WHAT YOU WILL DO. Copy every line of the following data that includes the string "styles".
· · · · · · ·
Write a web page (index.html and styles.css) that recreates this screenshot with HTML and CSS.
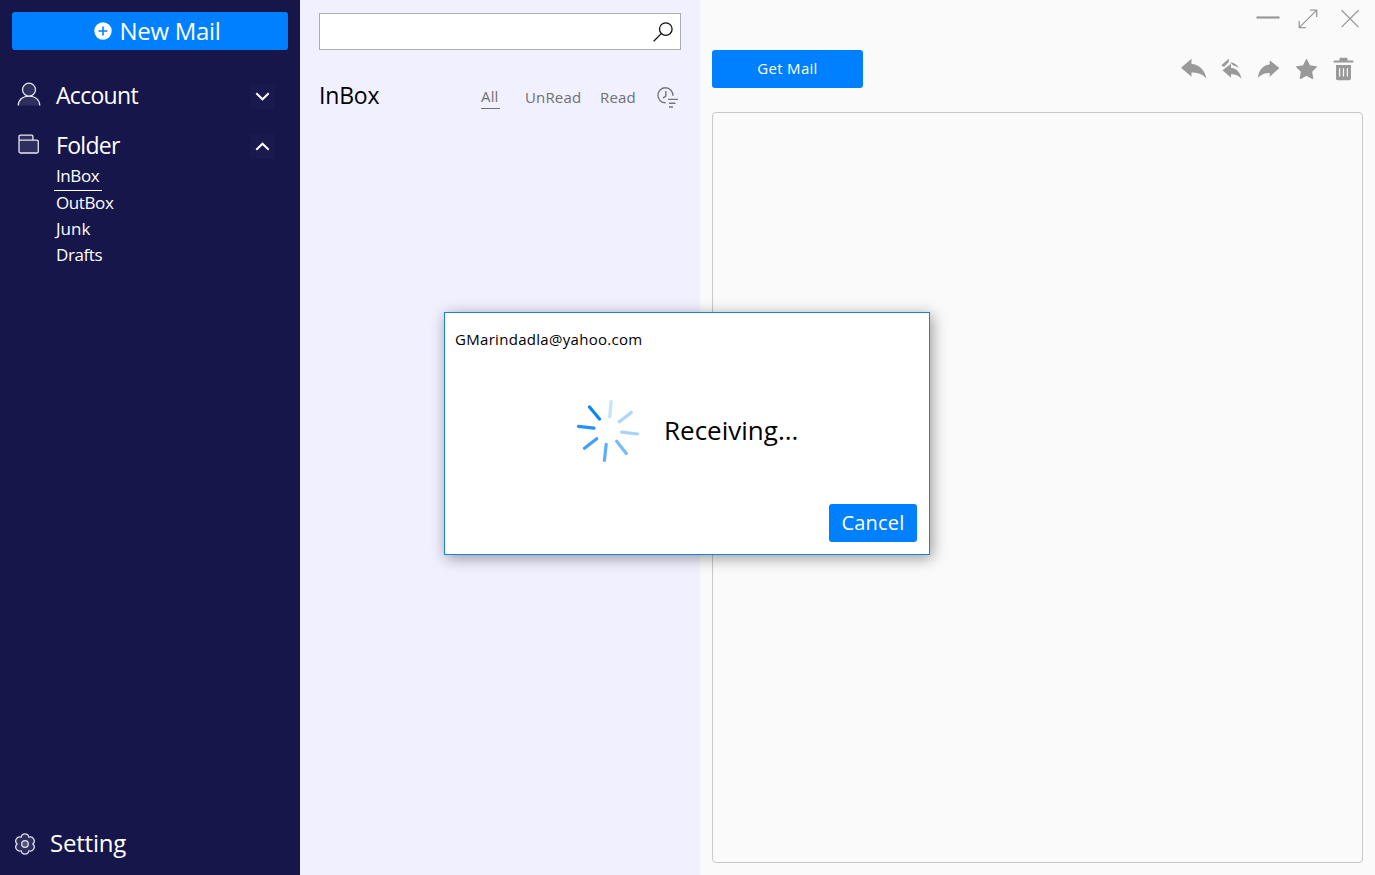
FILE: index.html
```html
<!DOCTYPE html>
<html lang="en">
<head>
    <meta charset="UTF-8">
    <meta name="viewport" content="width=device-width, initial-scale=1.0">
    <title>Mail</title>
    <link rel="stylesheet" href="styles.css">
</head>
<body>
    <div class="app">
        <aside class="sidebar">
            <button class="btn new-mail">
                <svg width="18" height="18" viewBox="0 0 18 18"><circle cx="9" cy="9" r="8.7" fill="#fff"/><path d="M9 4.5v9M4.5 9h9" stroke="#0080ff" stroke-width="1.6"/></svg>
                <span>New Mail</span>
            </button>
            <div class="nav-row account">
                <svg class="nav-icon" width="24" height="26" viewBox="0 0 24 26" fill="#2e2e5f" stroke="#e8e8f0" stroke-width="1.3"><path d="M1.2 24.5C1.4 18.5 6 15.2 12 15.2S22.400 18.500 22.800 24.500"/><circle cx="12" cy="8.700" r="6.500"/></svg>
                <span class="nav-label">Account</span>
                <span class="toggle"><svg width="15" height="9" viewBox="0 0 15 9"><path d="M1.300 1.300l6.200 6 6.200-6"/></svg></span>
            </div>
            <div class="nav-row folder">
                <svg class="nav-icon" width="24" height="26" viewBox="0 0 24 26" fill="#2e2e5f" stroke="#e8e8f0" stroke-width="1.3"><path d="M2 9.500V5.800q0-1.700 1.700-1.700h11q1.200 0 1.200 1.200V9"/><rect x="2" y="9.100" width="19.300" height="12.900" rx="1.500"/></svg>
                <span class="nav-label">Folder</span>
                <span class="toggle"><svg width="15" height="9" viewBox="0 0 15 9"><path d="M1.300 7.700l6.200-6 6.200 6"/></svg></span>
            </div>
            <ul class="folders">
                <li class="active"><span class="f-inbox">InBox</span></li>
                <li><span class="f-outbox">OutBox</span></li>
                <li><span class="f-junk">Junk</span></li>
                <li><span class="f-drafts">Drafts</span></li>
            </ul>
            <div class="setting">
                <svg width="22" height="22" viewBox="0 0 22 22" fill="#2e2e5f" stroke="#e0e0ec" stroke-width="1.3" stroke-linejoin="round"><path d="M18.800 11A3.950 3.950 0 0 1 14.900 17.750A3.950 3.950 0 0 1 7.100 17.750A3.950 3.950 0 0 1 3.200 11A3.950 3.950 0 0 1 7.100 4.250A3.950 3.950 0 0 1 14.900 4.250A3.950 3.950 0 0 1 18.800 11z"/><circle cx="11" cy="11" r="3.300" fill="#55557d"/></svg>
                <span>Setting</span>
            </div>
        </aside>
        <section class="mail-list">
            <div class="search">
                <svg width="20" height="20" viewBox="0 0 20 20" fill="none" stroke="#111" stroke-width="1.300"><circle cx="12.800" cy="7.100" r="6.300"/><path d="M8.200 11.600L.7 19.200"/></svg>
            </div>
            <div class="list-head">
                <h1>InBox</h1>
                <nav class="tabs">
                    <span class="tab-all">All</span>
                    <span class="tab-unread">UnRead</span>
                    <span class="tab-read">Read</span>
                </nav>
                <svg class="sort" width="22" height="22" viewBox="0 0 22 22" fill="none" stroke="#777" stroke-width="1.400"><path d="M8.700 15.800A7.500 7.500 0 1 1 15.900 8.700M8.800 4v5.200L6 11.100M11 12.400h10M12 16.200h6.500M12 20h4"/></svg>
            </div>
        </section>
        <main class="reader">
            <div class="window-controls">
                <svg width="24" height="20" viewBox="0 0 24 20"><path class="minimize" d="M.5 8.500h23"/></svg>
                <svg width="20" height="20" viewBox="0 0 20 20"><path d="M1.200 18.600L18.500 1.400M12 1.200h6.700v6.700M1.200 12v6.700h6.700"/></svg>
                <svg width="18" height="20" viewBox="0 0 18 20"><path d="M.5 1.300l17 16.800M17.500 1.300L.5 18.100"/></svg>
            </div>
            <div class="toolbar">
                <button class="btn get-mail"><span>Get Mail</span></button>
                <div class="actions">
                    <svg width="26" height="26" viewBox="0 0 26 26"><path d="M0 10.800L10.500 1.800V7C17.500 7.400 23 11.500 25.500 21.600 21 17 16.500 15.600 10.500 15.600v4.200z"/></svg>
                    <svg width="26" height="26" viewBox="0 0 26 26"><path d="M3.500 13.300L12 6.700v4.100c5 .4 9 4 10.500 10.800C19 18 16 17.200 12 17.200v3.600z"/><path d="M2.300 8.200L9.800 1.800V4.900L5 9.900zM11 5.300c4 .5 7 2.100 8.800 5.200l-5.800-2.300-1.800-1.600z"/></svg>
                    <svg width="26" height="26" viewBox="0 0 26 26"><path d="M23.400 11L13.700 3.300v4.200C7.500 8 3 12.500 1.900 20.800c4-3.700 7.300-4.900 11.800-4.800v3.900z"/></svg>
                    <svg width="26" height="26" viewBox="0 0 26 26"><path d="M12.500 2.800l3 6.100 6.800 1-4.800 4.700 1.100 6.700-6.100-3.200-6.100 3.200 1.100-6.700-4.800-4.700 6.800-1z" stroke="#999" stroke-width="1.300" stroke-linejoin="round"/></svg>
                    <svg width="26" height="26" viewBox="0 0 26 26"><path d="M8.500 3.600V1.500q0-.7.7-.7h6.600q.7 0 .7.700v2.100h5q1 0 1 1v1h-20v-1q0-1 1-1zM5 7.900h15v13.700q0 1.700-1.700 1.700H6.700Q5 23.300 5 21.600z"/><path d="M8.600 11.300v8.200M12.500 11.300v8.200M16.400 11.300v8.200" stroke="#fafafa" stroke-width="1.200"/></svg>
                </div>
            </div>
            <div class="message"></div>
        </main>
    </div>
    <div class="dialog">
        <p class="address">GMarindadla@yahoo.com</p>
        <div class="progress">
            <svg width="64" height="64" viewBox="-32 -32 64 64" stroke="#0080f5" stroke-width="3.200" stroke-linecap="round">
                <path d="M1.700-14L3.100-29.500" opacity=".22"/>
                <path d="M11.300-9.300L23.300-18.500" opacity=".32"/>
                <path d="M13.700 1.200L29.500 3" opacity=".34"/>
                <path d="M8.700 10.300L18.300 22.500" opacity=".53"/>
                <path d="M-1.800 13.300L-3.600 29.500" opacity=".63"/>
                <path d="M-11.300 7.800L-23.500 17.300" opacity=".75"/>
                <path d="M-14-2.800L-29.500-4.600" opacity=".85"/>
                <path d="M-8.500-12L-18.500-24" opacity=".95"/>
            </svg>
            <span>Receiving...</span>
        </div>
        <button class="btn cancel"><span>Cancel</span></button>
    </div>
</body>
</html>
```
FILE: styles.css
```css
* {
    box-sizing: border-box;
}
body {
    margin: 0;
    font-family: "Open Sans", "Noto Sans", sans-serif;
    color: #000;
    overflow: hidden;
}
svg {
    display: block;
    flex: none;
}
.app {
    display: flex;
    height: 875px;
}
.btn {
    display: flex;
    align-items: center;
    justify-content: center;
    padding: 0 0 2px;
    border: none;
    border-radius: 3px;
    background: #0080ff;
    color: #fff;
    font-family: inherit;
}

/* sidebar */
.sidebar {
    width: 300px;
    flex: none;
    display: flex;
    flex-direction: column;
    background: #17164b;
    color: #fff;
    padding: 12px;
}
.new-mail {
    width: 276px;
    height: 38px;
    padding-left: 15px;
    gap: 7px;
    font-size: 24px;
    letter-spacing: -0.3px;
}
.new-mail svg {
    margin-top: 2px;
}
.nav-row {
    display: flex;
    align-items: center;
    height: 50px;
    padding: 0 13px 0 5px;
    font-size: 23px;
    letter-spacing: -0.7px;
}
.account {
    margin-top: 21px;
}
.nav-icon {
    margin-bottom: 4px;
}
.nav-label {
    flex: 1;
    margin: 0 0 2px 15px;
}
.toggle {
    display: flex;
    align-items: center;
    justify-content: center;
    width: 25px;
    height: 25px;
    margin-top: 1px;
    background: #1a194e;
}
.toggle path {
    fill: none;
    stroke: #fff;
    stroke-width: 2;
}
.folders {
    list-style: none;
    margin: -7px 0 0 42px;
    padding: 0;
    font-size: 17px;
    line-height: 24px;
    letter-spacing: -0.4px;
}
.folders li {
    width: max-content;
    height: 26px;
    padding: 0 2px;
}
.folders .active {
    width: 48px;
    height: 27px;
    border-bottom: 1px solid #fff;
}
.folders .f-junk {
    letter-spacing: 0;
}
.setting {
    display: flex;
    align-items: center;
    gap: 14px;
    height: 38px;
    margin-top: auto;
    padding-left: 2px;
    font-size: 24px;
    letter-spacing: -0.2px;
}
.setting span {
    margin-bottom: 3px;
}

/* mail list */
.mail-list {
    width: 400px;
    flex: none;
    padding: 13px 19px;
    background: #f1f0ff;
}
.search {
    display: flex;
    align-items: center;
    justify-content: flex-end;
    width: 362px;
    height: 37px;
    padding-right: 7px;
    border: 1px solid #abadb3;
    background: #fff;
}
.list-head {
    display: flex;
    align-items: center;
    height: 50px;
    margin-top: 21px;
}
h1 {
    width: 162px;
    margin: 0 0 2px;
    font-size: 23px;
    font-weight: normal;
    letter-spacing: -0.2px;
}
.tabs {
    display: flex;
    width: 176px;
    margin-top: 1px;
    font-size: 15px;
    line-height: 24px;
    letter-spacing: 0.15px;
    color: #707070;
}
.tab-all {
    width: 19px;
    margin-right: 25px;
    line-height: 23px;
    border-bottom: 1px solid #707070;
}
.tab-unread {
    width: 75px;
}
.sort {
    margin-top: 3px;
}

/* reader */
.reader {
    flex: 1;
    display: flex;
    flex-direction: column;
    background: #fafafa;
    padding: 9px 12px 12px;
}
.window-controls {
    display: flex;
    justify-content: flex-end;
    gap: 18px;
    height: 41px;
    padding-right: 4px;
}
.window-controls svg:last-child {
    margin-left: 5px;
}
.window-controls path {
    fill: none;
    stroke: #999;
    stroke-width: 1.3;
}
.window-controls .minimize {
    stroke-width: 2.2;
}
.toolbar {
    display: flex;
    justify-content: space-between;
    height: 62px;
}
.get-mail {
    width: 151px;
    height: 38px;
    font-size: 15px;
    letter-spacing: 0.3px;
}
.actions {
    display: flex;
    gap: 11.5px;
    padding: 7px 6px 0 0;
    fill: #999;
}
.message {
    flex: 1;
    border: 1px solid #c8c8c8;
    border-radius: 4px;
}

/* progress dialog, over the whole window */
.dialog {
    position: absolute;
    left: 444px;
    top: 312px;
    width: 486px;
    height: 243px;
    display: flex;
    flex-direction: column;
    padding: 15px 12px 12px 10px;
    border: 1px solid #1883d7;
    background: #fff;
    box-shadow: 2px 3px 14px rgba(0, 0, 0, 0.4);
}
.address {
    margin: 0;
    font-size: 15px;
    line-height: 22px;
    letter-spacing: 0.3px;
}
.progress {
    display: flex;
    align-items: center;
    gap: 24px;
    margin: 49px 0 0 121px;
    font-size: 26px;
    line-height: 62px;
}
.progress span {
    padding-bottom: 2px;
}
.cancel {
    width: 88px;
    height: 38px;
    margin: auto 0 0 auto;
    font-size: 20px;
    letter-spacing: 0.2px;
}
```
· · · · · · ·
COMPLETE OUTPUT.
Write a web page (index.html and styles.css) that recreates this screenshot with HTML and CSS.
    <link rel="stylesheet" href="styles.css">
FILE: styles.css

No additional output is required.